De Dona’ Zeccone describes herself as a specialist colour analyst and uses her insight into skin tones and seasons to help clients choose flattering frames. This technique of understanding the power of colour – and how it can be applied in eyewear styling, in de Dona’ Zeccone’s case – is known as ‘Armocromia’.
The theory was first developed by American cosmetologist Ms Bernice Kentner through the book Colour Me A Season published in 1979, according to which people are divided into four types: Winter, Summer, Spring and Autumn, based on their skin, eye and hair colour.
Armocromia has recently come back into vogue after Ms Angelica Pagnelli, an image consultant, AICI member and eyewear style strategist revamped the idea of colour analysis.

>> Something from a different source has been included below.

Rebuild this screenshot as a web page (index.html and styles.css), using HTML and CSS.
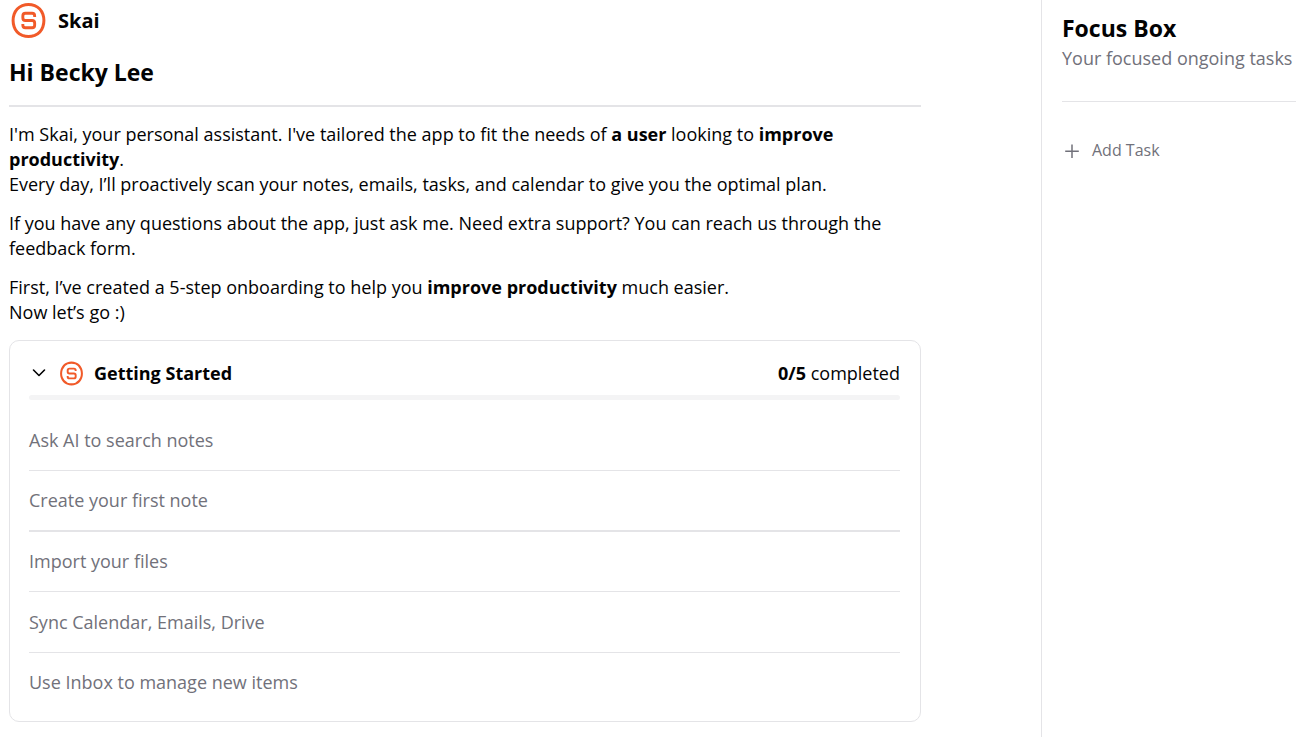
FILE: index.html
```html
<!DOCTYPE html>
<html lang="en">
<head>
<meta charset="utf-8">
<meta name="viewport" content="width=device-width, initial-scale=1">
<title>Skai</title>
<link rel="stylesheet" href="styles.css">
</head>
<body>
<svg class="defs" aria-hidden="true">
  <symbol id="skai-logo" viewBox="0 0 36 36">
    <path d="M12 3.500Q18 1.200 24 3.500Q30 6 32 12Q34 18 32 24Q30 30 24 32.500Q18 34.800 12 32.500Q6 30 4 24Q2 18 4 12Q6 6 12 3.500Z" fill="none" stroke="currentColor" stroke-width="2.900"/>
    <path d="M24 14.500V13.500Q24 11 21.500 11H15Q12.500 11 12.500 13.500V15.500Q12.500 18 15 18H21.500Q24 18 24 20.500V22.500Q24 25 21.500 25H15Q12.500 25 12.500 22.500V21.500" fill="none" stroke="currentColor" stroke-width="2.800"/>
  </symbol>
</svg>
<div class="app">
  <main class="main">
    <header class="brand">
      <svg class="brand-logo"><use href="#skai-logo"/></svg>
      <span class="brand-name">Skai</span>
    </header>
    <h1 class="greeting">Hi Becky Lee</h1>
    <div class="intro">
      <p>I'm Skai, your personal assistant. I've tailored the app to fit the needs of <b>a user</b> looking to <b>improve productivity</b>.<br>Every day, I’ll proactively scan your notes, emails, tasks, and calendar to give you the optimal plan.</p>
      <p>If you have any questions about the app, just ask me. Need extra support? You can reach us through the feedback form.</p>
      <p>First, I’ve created a 5-step onboarding to help you <b>improve productivity</b> much easier.<br>Now let’s go :)</p>
    </div>
    <section class="card">
      <div class="card-head">
        <button class="toggle" type="button" aria-expanded="true">
          <svg class="chevron" viewBox="0 0 20 20"><path d="M4.500 7 10 12.500 15.500 7" fill="none" stroke="currentColor" stroke-width="1.600" stroke-linecap="round" stroke-linejoin="round"/></svg>
          <svg class="card-logo"><use href="#skai-logo"/></svg>
          <span>Getting Started</span>
        </button>
        <span class="count"><b>0/5</b> completed</span>
      </div>
      <div class="track" role="progressbar" aria-label="Onboarding" aria-valuemin="0" aria-valuemax="5" aria-valuenow="0"></div>
      <ul class="steps">
        <li><button type="button">Ask AI to search notes</button></li>
        <li><button type="button">Create your first note</button></li>
        <li><button type="button">Import your files</button></li>
        <li><button type="button">Sync Calendar, Emails, Drive</button></li>
        <li><button type="button">Use Inbox to manage new items</button></li>
      </ul>
    </section>
  </main>
  <aside class="focus">
    <div class="focus-head">
      <h2>Focus Box</h2>
      <p>Your focused ongoing tasks</p>
    </div>
    <button class="add" type="button">
      <svg class="plus" viewBox="0 0 20 20"><path d="M10 3.500V17M3.200 10.200H16.800" fill="none" stroke="currentColor" stroke-width="1.500"/></svg>
      <span>Add Task</span>
    </button>
  </aside>
</div>
</body>
</html>
```
FILE: styles.css
```css
* { box-sizing: border-box; }
body {
  margin: 0;
  background: #fff;
  color: #020203;
  font-family: "Open Sans", "Noto Sans", sans-serif;
  font-size: 18px;
  line-height: 25px;
}
h1, h2, p, ul { margin: 0; padding: 0; }
button {
  border: 0;
  padding: 0;
  background: none;
  color: inherit;
  font: inherit;
  text-align: left;
  cursor: pointer;
}
b { font-weight: 700; }
.defs { position: absolute; width: 0; height: 0; }
.app { display: flex; min-height: 100vh; }
.main { flex: 1; min-width: 0; padding: 0 120px 14px 9px; }
.brand { display: flex; align-items: center; gap: 11px; height: 41px; padding-left: 1px; }
.brand-logo { width: 37px; height: 37px; color: #f15a29; }
.brand-name { font-size: 20px; font-weight: 700; }
.greeting {
  padding: 15px 0 17px;
  border-bottom: 2px solid #e4e4e7;
  font-size: 23px;
  font-weight: 700;
  line-height: 32px;
}
.intro { display: grid; gap: 14px; padding: 15px 0; }
.card { padding: 19px 20px 9px 19px; border: 1px solid #e4e4e7; border-radius: 10px; }
.card-head { display: flex; align-items: center; justify-content: space-between; height: 26px; }
.toggle { display: flex; align-items: center; gap: 10px; font-weight: 700; }
.chevron { width: 20px; height: 20px; }
.card-logo { width: 25px; height: 25px; color: #f15a29; }
.track { height: 5px; margin-top: 9px; border-radius: 3px; background: #f4f4f5; }
.steps { padding-top: 10px; list-style: none; color: #71717a; }
.steps li + li { border-top: 1px solid #e4e4e7; }
.steps li:nth-child(3) { border-top-width: 2px; }
.steps button { display: block; width: 100%; height: 60px; }
.steps li:nth-child(n + 2) button { height: 59px; }
.steps li:nth-child(4) button { height: 60px; }
.focus { flex: 0 0 255px; padding: 12px 0 0 20px; border-left: 1px solid #e4e4e7; color: #71717a; }
.focus-head { padding-bottom: 30px; border-bottom: 1px solid #e4e4e7; white-space: nowrap; }
.focus h2 { padding-bottom: 2px; color: #020203; font-size: 23px; font-weight: 700; line-height: 32px; }
.add { display: flex; align-items: center; gap: 10px; margin-top: 36px; font-size: 16px; }
.plus { width: 20px; height: 20px; }
```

De Dona Zeccone says Armocromia is a “test” of sorts that allows clients to understand which colours gives them more and which less, based on a series of factors such as skin undertone, eye colour or hair.
She says wearing the wrong colours can make people look older or tired, accentuate blemishes and skin imperfections. In contrast, wearing the right colours can add radiance, making people look younger and help camouflage imperfections and soften facial features.
“Make people notice you first, not the colours you are wearing,” she says.
Before (left) and after images of customers. The concept of ‘Armocromia’ is applied to choose eyewear, taking into account their skin, eye and hair colour.
“Almost all colour analysis begins with the essential step of finding your undertone, which means determining whether you favour warm or cool colours. Once you know this you immediately narrow down your options. Cool? You’re either a Summer or Winter. Warm? You’re either a Spring or an Autumn.”
Working directly with clients at her Redfern store, de Dona’ Zeccone says she doesn’t feel the need to employ an optometrist, but does refer her clients to optometrists in her local area at times, and outsources lens fitting to City Optical.
Her niche is creative professionals, people that want to see clearly and confidently express their unique style. She is also a business consultant to help other businesses to grow and be different.
“I built my business by referral from other customers, through word of mouth. I create connection through colour. My clients are my business card,” she says.